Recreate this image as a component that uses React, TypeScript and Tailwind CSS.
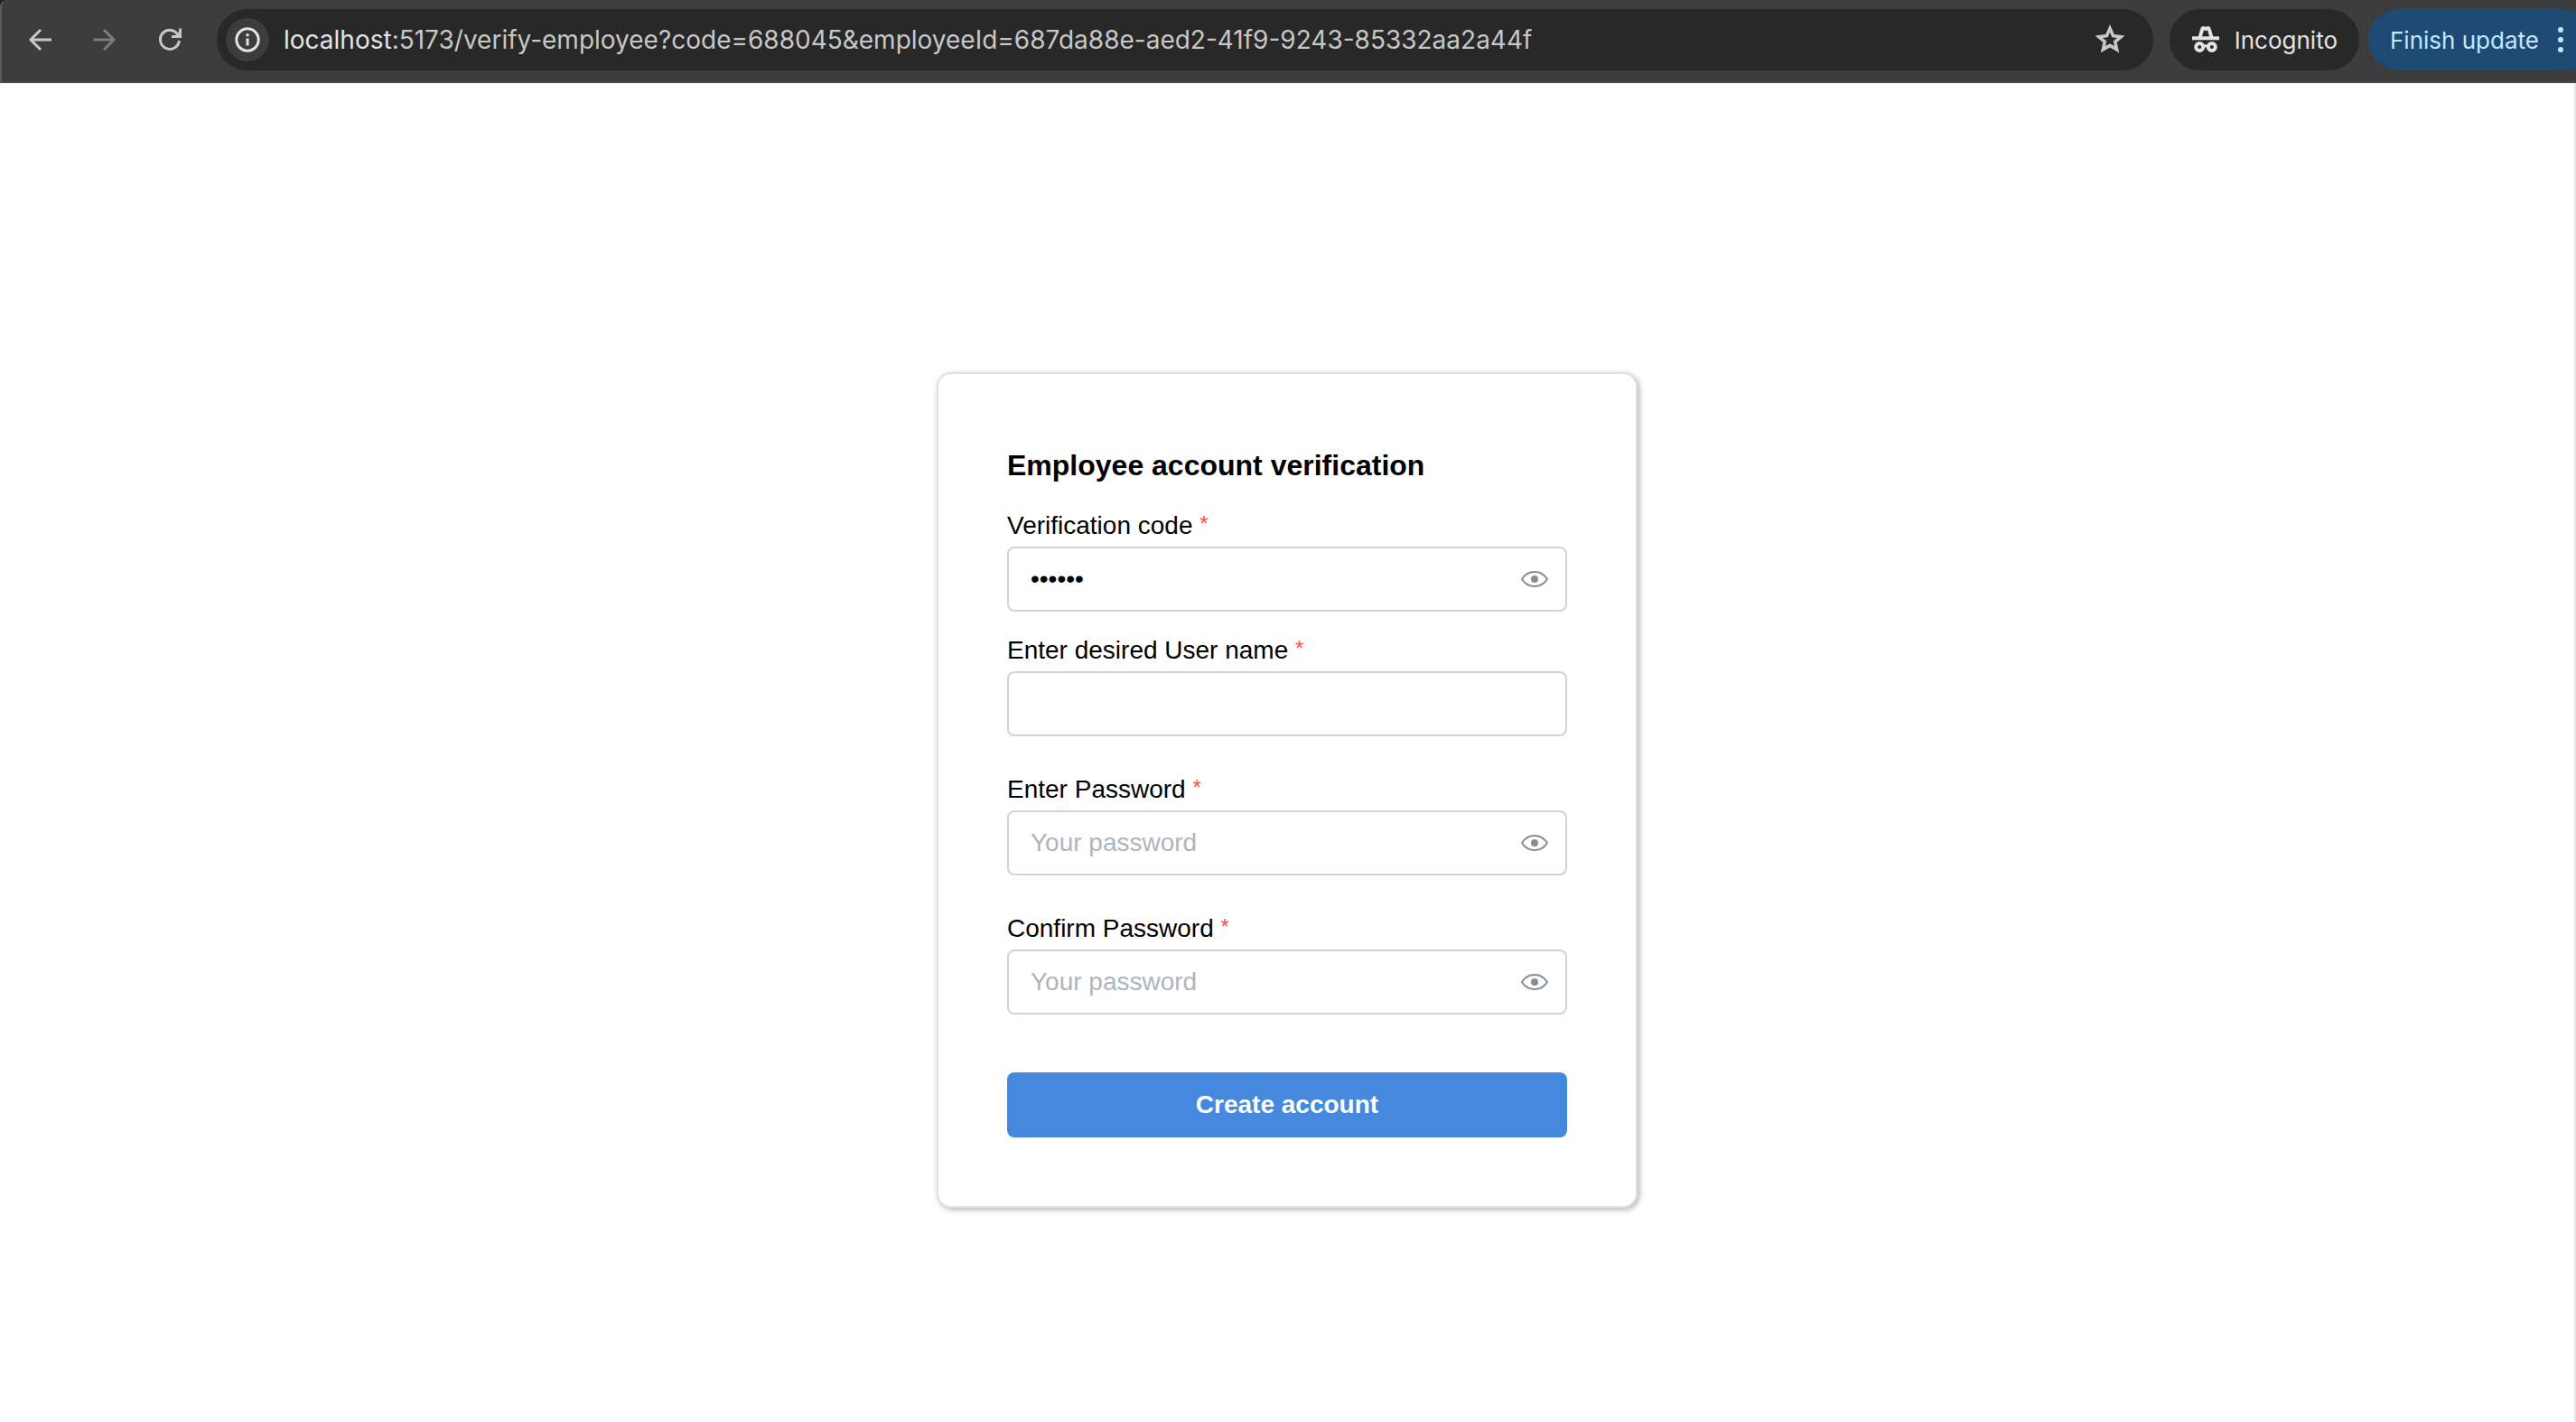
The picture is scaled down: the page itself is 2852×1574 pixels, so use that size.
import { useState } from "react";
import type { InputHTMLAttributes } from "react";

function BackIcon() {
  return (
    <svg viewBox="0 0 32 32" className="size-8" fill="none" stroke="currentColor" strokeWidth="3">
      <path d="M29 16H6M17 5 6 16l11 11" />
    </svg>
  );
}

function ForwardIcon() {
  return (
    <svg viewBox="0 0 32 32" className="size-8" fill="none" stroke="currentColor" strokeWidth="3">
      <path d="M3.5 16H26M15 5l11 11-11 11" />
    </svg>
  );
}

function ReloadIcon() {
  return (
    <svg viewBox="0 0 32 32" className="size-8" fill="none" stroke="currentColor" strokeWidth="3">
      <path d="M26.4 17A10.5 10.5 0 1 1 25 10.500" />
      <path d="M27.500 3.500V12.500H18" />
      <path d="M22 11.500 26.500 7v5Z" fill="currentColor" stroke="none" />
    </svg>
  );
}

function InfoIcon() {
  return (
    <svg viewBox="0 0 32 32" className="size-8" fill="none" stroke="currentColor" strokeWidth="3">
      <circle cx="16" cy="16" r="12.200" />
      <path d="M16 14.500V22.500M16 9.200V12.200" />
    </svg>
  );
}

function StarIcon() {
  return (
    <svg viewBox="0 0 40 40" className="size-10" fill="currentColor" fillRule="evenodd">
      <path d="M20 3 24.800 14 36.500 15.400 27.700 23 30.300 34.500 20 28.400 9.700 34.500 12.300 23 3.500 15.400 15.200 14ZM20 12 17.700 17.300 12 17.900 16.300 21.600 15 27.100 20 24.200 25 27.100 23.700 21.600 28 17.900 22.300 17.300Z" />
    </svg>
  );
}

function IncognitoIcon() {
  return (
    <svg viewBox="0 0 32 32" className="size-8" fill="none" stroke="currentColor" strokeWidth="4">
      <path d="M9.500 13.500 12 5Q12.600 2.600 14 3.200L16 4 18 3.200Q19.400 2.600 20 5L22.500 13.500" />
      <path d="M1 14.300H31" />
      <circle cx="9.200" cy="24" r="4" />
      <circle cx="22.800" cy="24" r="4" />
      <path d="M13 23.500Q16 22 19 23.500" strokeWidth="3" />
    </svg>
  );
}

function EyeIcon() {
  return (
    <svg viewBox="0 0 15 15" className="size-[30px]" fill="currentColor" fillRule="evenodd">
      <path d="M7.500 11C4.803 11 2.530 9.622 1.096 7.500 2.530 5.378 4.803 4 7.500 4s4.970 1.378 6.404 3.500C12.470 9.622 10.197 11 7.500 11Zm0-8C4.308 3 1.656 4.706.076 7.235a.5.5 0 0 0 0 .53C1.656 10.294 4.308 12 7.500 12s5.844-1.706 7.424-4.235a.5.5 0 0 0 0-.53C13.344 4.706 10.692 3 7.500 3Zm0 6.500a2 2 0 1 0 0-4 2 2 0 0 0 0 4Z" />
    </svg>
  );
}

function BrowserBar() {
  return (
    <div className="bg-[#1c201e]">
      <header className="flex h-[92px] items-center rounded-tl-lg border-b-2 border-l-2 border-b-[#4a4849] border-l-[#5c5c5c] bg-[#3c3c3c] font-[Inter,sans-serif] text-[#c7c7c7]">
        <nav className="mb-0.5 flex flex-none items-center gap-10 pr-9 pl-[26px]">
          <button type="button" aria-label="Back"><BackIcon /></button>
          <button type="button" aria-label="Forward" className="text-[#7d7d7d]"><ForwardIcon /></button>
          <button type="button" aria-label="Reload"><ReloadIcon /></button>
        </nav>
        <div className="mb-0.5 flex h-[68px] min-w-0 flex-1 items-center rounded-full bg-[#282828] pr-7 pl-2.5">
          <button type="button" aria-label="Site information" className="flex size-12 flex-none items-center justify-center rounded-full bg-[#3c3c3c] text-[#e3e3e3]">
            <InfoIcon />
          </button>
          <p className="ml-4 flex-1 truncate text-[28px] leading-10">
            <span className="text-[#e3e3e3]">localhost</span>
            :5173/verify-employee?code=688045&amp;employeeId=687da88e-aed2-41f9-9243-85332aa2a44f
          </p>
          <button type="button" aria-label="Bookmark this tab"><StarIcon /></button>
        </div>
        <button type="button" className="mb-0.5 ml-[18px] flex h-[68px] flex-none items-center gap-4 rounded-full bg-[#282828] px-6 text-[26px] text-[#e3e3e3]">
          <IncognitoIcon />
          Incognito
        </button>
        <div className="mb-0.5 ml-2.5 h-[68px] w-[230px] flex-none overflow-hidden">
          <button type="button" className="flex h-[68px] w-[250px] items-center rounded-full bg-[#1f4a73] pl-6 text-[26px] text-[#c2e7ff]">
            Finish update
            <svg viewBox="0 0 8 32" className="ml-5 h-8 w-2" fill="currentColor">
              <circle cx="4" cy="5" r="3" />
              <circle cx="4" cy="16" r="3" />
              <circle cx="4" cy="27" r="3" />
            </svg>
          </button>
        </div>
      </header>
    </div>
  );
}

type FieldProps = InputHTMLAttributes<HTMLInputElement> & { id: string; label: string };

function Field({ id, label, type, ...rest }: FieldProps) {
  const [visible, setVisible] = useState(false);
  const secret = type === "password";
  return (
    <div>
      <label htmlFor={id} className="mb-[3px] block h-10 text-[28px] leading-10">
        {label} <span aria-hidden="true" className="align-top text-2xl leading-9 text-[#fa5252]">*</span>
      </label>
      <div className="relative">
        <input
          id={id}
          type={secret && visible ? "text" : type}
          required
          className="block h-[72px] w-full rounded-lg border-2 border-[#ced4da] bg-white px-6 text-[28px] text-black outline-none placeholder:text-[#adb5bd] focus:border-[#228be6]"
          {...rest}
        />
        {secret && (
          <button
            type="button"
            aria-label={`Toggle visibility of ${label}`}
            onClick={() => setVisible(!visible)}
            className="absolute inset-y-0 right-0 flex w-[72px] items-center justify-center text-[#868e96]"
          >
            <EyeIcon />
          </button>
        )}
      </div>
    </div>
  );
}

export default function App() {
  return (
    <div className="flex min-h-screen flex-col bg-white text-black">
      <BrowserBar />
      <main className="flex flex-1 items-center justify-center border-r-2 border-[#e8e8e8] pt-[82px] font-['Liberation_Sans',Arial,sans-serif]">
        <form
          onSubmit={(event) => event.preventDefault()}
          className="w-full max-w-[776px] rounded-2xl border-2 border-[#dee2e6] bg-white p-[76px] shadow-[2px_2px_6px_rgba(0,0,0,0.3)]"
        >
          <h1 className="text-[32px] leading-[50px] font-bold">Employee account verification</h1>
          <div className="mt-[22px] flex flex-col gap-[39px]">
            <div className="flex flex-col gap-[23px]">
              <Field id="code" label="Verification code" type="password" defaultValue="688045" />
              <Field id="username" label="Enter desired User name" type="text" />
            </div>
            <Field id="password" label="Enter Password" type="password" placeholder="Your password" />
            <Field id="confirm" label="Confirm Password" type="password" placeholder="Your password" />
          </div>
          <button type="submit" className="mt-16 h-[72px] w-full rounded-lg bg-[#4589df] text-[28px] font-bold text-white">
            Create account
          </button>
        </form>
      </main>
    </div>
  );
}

══════

- REQUIRED TASK: Every line above should be returned exactly; the pictures stay out.

- SOLUTION TO THIS EXERCISE:
Recreate this image as a component that uses React, TypeScript and Tailwind CSS.
The picture is scaled down: the page itself is 2852×1574 pixels, so use that size.
import { useState } from "react";
import type { InputHTMLAttributes } from "react";

function BackIcon() {
  return (
    <svg viewBox="0 0 32 32" className="size-8" fill="none" stroke="currentColor" strokeWidth="3">
      <path d="M29 16H6M17 5 6 16l11 11" />
    </svg>
  );
}

function ForwardIcon() {
  return (
    <svg viewBox="0 0 32 32" className="size-8" fill="none" stroke="currentColor" strokeWidth="3">
      <path d="M3.5 16H26M15 5l11 11-11 11" />
    </svg>
  );
}

function ReloadIcon() {
  return (
    <svg viewBox="0 0 32 32" className="size-8" fill="none" stroke="currentColor" strokeWidth="3">
      <path d="M26.4 17A10.5 10.5 0 1 1 25 10.500" />
      <path d="M27.500 3.500V12.500H18" />
      <path d="M22 11.500 26.500 7v5Z" fill="currentColor" stroke="none" />
    </svg>
  );
}

function InfoIcon() {
  return (
    <svg viewBox="0 0 32 32" className="size-8" fill="none" stroke="currentColor" strokeWidth="3">
      <circle cx="16" cy="16" r="12.200" />
      <path d="M16 14.500V22.500M16 9.200V12.200" />
    </svg>
  );
}

function StarIcon() {
  return (
    <svg viewBox="0 0 40 40" className="size-10" fill="currentColor" fillRule="evenodd">
      <path d="M20 3 24.800 14 36.500 15.400 27.700 23 30.300 34.500 20 28.400 9.700 34.500 12.300 23 3.500 15.400 15.200 14ZM20 12 17.700 17.300 12 17.900 16.300 21.600 15 27.100 20 24.200 25 27.100 23.700 21.600 28 17.900 22.300 17.300Z" />
    </svg>
  );
}

function IncognitoIcon() {
  return (
    <svg viewBox="0 0 32 32" className="size-8" fill="none" stroke="currentColor" strokeWidth="4">
      <path d="M9.500 13.500 12 5Q12.600 2.600 14 3.200L16 4 18 3.200Q19.400 2.600 20 5L22.500 13.500" />
      <path d="M1 14.300H31" />
      <circle cx="9.200" cy="24" r="4" />
      <circle cx="22.800" cy="24" r="4" />
      <path d="M13 23.500Q16 22 19 23.500" strokeWidth="3" />
    </svg>
  );
}

function EyeIcon() {
  return (
    <svg viewBox="0 0 15 15" className="size-[30px]" fill="currentColor" fillRule="evenodd">
      <path d="M7.500 11C4.803 11 2.530 9.622 1.096 7.500 2.530 5.378 4.803 4 7.500 4s4.970 1.378 6.404 3.500C12.470 9.622 10.197 11 7.500 11Zm0-8C4.308 3 1.656 4.706.076 7.235a.5.5 0 0 0 0 .53C1.656 10.294 4.308 12 7.500 12s5.844-1.706 7.424-4.235a.5.5 0 0 0 0-.53C13.344 4.706 10.692 3 7.500 3Zm0 6.500a2 2 0 1 0 0-4 2 2 0 0 0 0 4Z" />
    </svg>
  );
}

function BrowserBar() {
  return (
    <div className="bg-[#1c201e]">
      <header className="flex h-[92px] items-center rounded-tl-lg border-b-2 border-l-2 border-b-[#4a4849] border-l-[#5c5c5c] bg-[#3c3c3c] font-[Inter,sans-serif] text-[#c7c7c7]">
        <nav className="mb-0.5 flex flex-none items-center gap-10 pr-9 pl-[26px]">
          <button type="button" aria-label="Back"><BackIcon /></button>
          <button type="button" aria-label="Forward" className="text-[#7d7d7d]"><ForwardIcon /></button>
          <button type="button" aria-label="Reload"><ReloadIcon /></button>
        </nav>
        <div className="mb-0.5 flex h-[68px] min-w-0 flex-1 items-center rounded-full bg-[#282828] pr-7 pl-2.5">
          <button type="button" aria-label="Site information" className="flex size-12 flex-none items-center justify-center rounded-full bg-[#3c3c3c] text-[#e3e3e3]">
            <InfoIcon />
          </button>
          <p className="ml-4 flex-1 truncate text-[28px] leading-10">
            <span className="text-[#e3e3e3]">localhost</span>
            :5173/verify-employee?code=688045&amp;employeeId=687da88e-aed2-41f9-9243-85332aa2a44f
          </p>
          <button type="button" aria-label="Bookmark this tab"><StarIcon /></button>
        </div>
        <button type="button" className="mb-0.5 ml-[18px] flex h-[68px] flex-none items-center gap-4 rounded-full bg-[#282828] px-6 text-[26px] text-[#e3e3e3]">
          <IncognitoIcon />
          Incognito
        </button>
        <div className="mb-0.5 ml-2.5 h-[68px] w-[230px] flex-none overflow-hidden">
          <button type="button" className="flex h-[68px] w-[250px] items-center rounded-full bg-[#1f4a73] pl-6 text-[26px] text-[#c2e7ff]">
            Finish update
            <svg viewBox="0 0 8 32" className="ml-5 h-8 w-2" fill="currentColor">
              <circle cx="4" cy="5" r="3" />
              <circle cx="4" cy="16" r="3" />
              <circle cx="4" cy="27" r="3" />
            </svg>
          </button>
        </div>
      </header>
    </div>
  );
}

type FieldProps = InputHTMLAttributes<HTMLInputElement> & { id: string; label: string };

function Field({ id, label, type, ...rest }: FieldProps) {
  const [visible, setVisible] = useState(false);
  const secret = type === "password";
  return (
    <div>
      <label htmlFor={id} className="mb-[3px] block h-10 text-[28px] leading-10">
        {label} <span aria-hidden="true" className="align-top text-2xl leading-9 text-[#fa5252]">*</span>
      </label>
      <div className="relative">
        <input
          id={id}
          type={secret && visible ? "text" : type}
          required
          className="block h-[72px] w-full rounded-lg border-2 border-[#ced4da] bg-white px-6 text-[28px] text-black outline-none placeholder:text-[#adb5bd] focus:border-[#228be6]"
          {...rest}
        />
        {secret && (
          <button
            type="button"
            aria-label={`Toggle visibility of ${label}`}
            onClick={() => setVisible(!visible)}
            className="absolute inset-y-0 right-0 flex w-[72px] items-center justify-center text-[#868e96]"
          >
            <EyeIcon />
          </button>
        )}
      </div>
    </div>
  );
}

export default function App() {
  return (
    <div className="flex min-h-screen flex-col bg-white text-black">
      <BrowserBar />
      <main className="flex flex-1 items-center justify-center border-r-2 border-[#e8e8e8] pt-[82px] font-['Liberation_Sans',Arial,sans-serif]">
        <form
          onSubmit={(event) => event.preventDefault()}
          className="w-full max-w-[776px] rounded-2xl border-2 border-[#dee2e6] bg-white p-[76px] shadow-[2px_2px_6px_rgba(0,0,0,0.3)]"
        >
          <h1 className="text-[32px] leading-[50px] font-bold">Employee account verification</h1>
          <div className="mt-[22px] flex flex-col gap-[39px]">
            <div className="flex flex-col gap-[23px]">
              <Field id="code" label="Verification code" type="password" defaultValue="688045" />
              <Field id="username" label="Enter desired User name" type="text" />
            </div>
            <Field id="password" label="Enter Password" type="password" placeholder="Your password" />
            <Field id="confirm" label="Confirm Password" type="password" placeholder="Your password" />
          </div>
          <button type="submit" className="mt-16 h-[72px] w-full rounded-lg bg-[#4589df] text-[28px] font-bold text-white">
            Create account
          </button>
        </form>
      </main>
    </div>
  );
}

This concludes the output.